Tan embelesada estaba que no me dí cuenta de que era la única persona tumbada y sin hacer nada. Me quedé puesta. Debía de haber 50 tumbonas y solo estaba ocupada la mía. ¿Qué hacían los demás adultos? Nadaban, entrenaban, hacían planillas para las próximas competiciones de natación, ajustaban cronómetros para los “time trials” del día siguiente, organizaban las fiestas temáticas de la piscina que habrían de amenizar el verano… lo que fuera, pero nadie estaba inactivo… como yo. Y ahí se me acabó un poco el relax, porque me sentí culpable de mi concepto latino del descanso ocioso y se me hizo agotador el conseguir dar la impresión de estar haciendo algo, hora tras hora.

Y cuando llegó la primera competición de natación con un club vecino la actividad pasó a ser frenética. Todos los padres de los niños y jóvenes que competían estaban allí, a las 7 am del sábado, cronómetro, planilla, gráfica o estadística en mano, con los últimos avances tecnológicos, registrando las marcas de cada nadador… Yo de nuevo había ido con mi botellita de agua y las ganas de animar a mis “campeones”. Muy poco profesional, la verdad.

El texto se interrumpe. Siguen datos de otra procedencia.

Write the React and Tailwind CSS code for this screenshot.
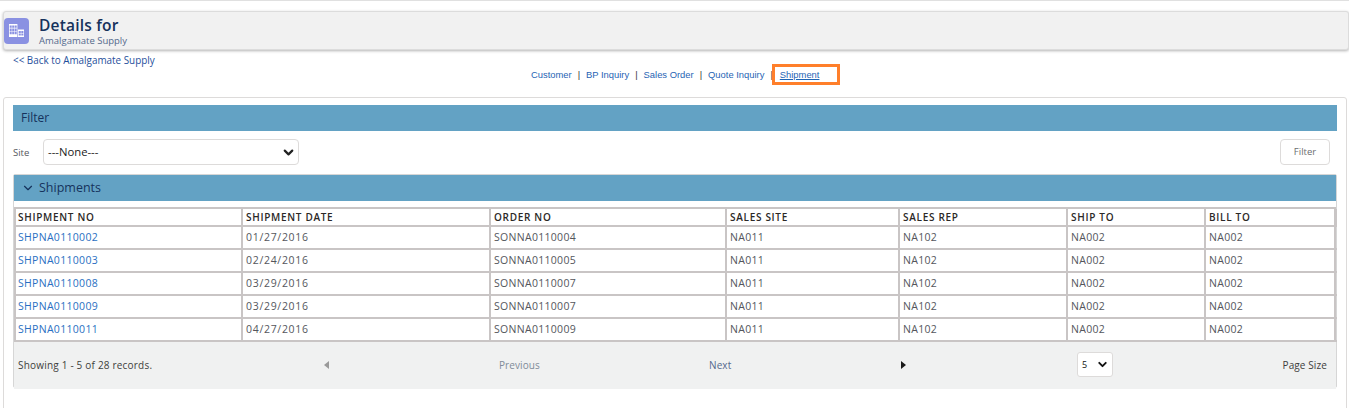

Menos mal que nos fuimos pronto a España donde en el primer día de playa los niños simplemente saltaron olas, hicieron albóndigas de arena, pescaron cangrejos o se fueron nadando a la isleta de enfrente… y yo no tuve ningún cargo de conciencia por estar simplemente relajada mirándolos a ellos y al horizonte. Allí no era la única, así estábamos todos… disfrutando del verano.